Posted May 12 2009 3:14pm

Samples Could ice be the answer?

After decades of a cat and mouse game played by dopers and anti-doping officials could the solution really be as easy as a huge freezer?

You may recall that recently six Olympics athletes were busted for using performance enhancing drugs well after the Olympics were over and done.

The reason for this is because the International Olympic Committee (IOC) collected some 4,800 blood and urine sample (mostly from the Beijing Olympic games) and froze them.

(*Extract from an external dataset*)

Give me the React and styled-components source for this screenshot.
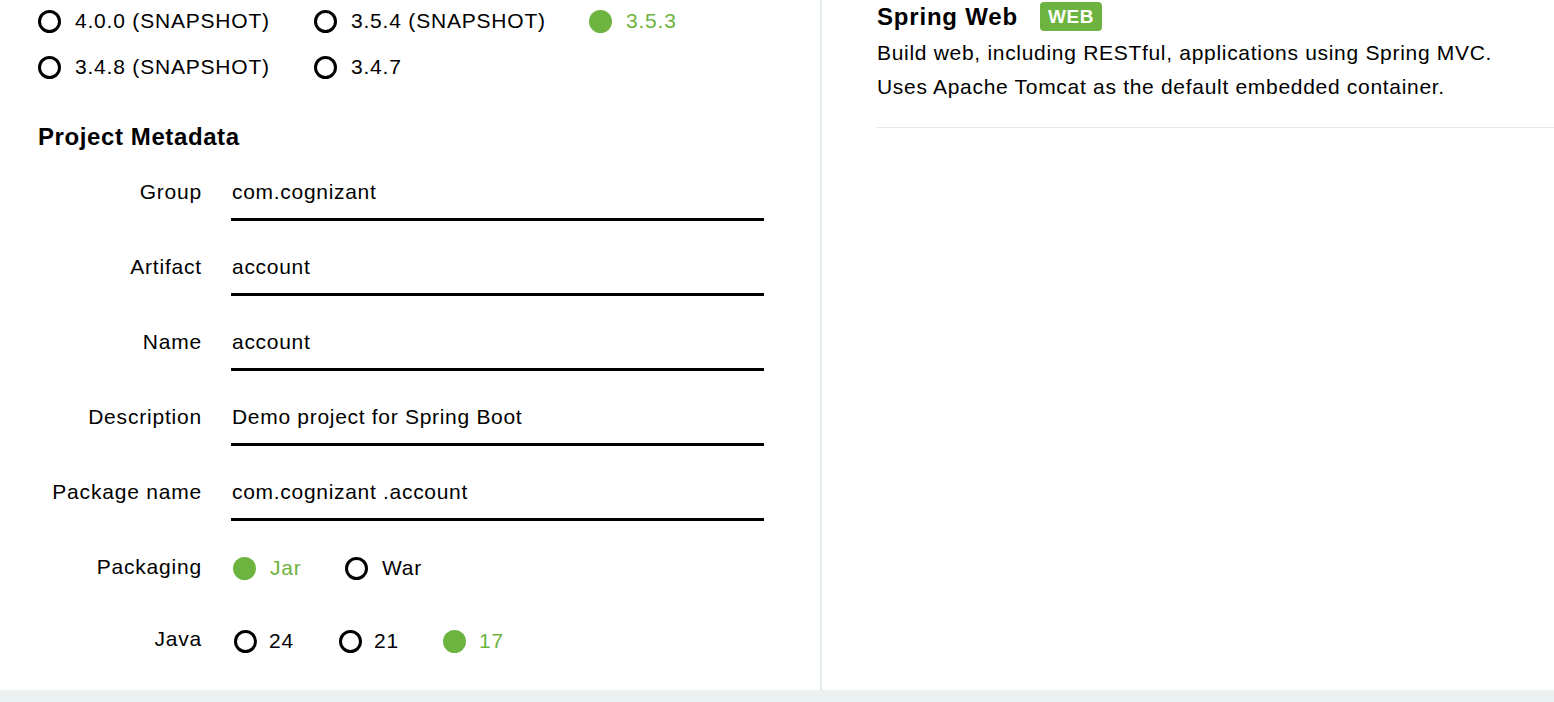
import React from "react";
import styled, { createGlobalStyle } from "styled-components";

const GREEN = "#6db33f";

const GlobalStyle = createGlobalStyle`
  html, body {
    margin: 0;
    padding: 0;
    background: #fff;
  }
  body {
    font-family: "Liberation Sans", Arial, sans-serif;
    color: #000;
    overflow: hidden;
  }
`;

const Page = styled.div`
  width: 1554px;
  height: 702px;
  display: flex;
  flex-direction: column;
  overflow: hidden;
`;

const Columns = styled.div`
  display: flex;
  height: 690px;
`;

const Left = styled.div`
  width: 822px;
  flex: none;
  border-right: 2px solid #e3ebeb;
  padding: 9px 0 0 38px;
  box-sizing: border-box;
`;

const Right = styled.div`
  flex: 1;
  padding: 2px 0 0 55px;
`;

const Footer = styled.div`
  height: 12px;
  background: #ebf1f1;
`;

const RadioGrid = styled.div`
  display: grid;
  grid-template-columns: 276px 275px 276px;
  row-gap: 22px;
`;

const RadioRow = styled.div`
  display: flex;
  margin-left: ${(p) => p.$offset || "0px"};
`;

const Radio = styled.label`
  display: flex;
  align-items: center;
  font-size: 21px;
  line-height: 24px;
  letter-spacing: 0.8px;
  color: ${(p) => (p.$checked ? GREEN : "#000")};
  width: ${(p) => p.$width || "auto"};
  padding-top: ${(p) => p.$top || "0px"};
`;

const Dot = styled.span`
  width: 23px;
  height: 23px;
  box-sizing: border-box;
  border-radius: 50%;
  flex: none;
  margin-right: ${(p) => p.$space || "14px"};
  border: ${(p) => (p.$checked ? "none" : "3px solid #000")};
  background: ${(p) => (p.$checked ? GREEN : "transparent")};
`;

const Heading = styled.h2`
  margin: 43px 0 24px;
  font-size: 24px;
  font-weight: bold;
  letter-spacing: 0.6px;
  line-height: 30px;
`;

const Fields = styled.div`
  display: flex;
  flex-direction: column;
  margin-left: -38px;
`;

const Field = styled.div`
  display: grid;
  grid-template-columns: 202px 533px;
  column-gap: 29px;
  align-items: start;
  height: ${(p) => p.$h || "75px"};
`;

const Label = styled.div`
  text-align: right;
  font-size: 21px;
  line-height: 24px;
  padding-top: 4px;
  letter-spacing: 0.8px;
`;

const Input = styled.div`
  font-size: 21px;
  line-height: 24px;
  padding: 4px 0 14px 1px;
  border-bottom: 3px solid #000;
  letter-spacing: 0.7px;
`;

const Title = styled.div`
  display: flex;
  align-items: center;
  gap: 22px;
  font-size: 24px;
  font-weight: bold;
  letter-spacing: 0.8px;
`;

const Badge = styled.span`
  background: ${GREEN};
  color: #fff;
  font-size: 19px;
  font-weight: bold;
  border-radius: 4px;
  padding: 3px 8px;
  line-height: 23px;
  letter-spacing: 0.6px;
`;

const Desc = styled.p`
  margin: 5px 0 0;
  font-size: 21px;
  line-height: 34px;
  letter-spacing: 0.7px;
  padding-bottom: 23px;
  border-bottom: 1px solid #e3e8e8;
`;

const versions = [
  ["4.0.0 (SNAPSHOT)", false],
  ["3.5.4 (SNAPSHOT)", false],
  ["3.5.3", true],
  ["3.4.8 (SNAPSHOT)", false],
  ["3.4.7", false],
];

const fields = [
  ["Group", "com.cognizant"],
  ["Artifact", "account"],
  ["Name", "account"],
  ["Description", "Demo project for Spring Boot"],
  ["Package name", "com.cognizant .account"],
];

export default function App() {
  return (
    <Page>
      <GlobalStyle />
      <Columns>
        <Left>
          <RadioGrid>
            {versions.map(([v, c]) => (
              <Radio key={v} $checked={c}>
                <Dot $checked={c} />
                {v}
              </Radio>
            ))}
          </RadioGrid>
          <Heading>Project Metadata</Heading>
          <Fields>
            {fields.map(([l, v]) => (
              <Field key={l}>
                <Label>{l}</Label>
                <Input>{v}</Input>
              </Field>
            ))}
            <Field $h="72px">
              <Label>Packaging</Label>
              <RadioRow $offset="2px">
                <Radio $checked $width="112px" $top="5px">
                  <Dot $checked />
                  Jar
                </Radio>
                <Radio $top="5px">
                  <Dot />
                  War
                </Radio>
              </RadioRow>
            </Field>
            <Field $h="60px">
              <Label>Java</Label>
              <RadioRow $offset="3px">
                <Radio $width="105px" $top="6px">
                  <Dot $space="12px" />
                  24
                </Radio>
                <Radio $width="104px" $top="6px">
                  <Dot $space="12px" />
                  21
                </Radio>
                <Radio $checked $top="6px">
                  <Dot $checked $space="13px" />
                  17
                </Radio>
              </RadioRow>
            </Field>
          </Fields>
        </Left>
        <Right>
          <Title>
            Spring Web
            <Badge>WEB</Badge>
          </Title>
          <Desc>
            Build web, including RESTful, applications using Spring MVC.
            <br />
            Uses Apache Tomcat as the default embedded container.
          </Desc>
        </Right>
      </Columns>
      <Footer />
    </Page>
  );
}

So that when the suspicion fell on athletes having used the new endurance-booster, CERA, all the IOC had to do was retest the samples and---Bingo six Olympians tested positive.

According to USA Today:

"One of them is Rashid Ramzi, a Moroccan-born runner who now competes for wealthy Bahrain. He won the 1,500 meters. Baala crossed the line fourth on that balmy Beijing night, just five agonizing hundredths of a second from the bronze. Exhausted and crushed, Baala collapsed onto his back, his right leg sprawled over a track-side tray of flowers.

This story would have ended there without the IOC's freezers. Now, Ramzi could forfeit his gold if a follow-up test of his thawed-out samples confirms his positive result. Disqualification of Ramzi would lift Baala to third place. The cold metal of a medal can never fully substitute for the warm, lifelong memories -- not to mention the likely sponsorship deals -- that Baala might have enjoyed had he stood on the podium in Beijing. But it's a start.

"I'll be able to show it to my kids, to my grandkids and wear it around my neck," the French runner says. "Justice has been rendered."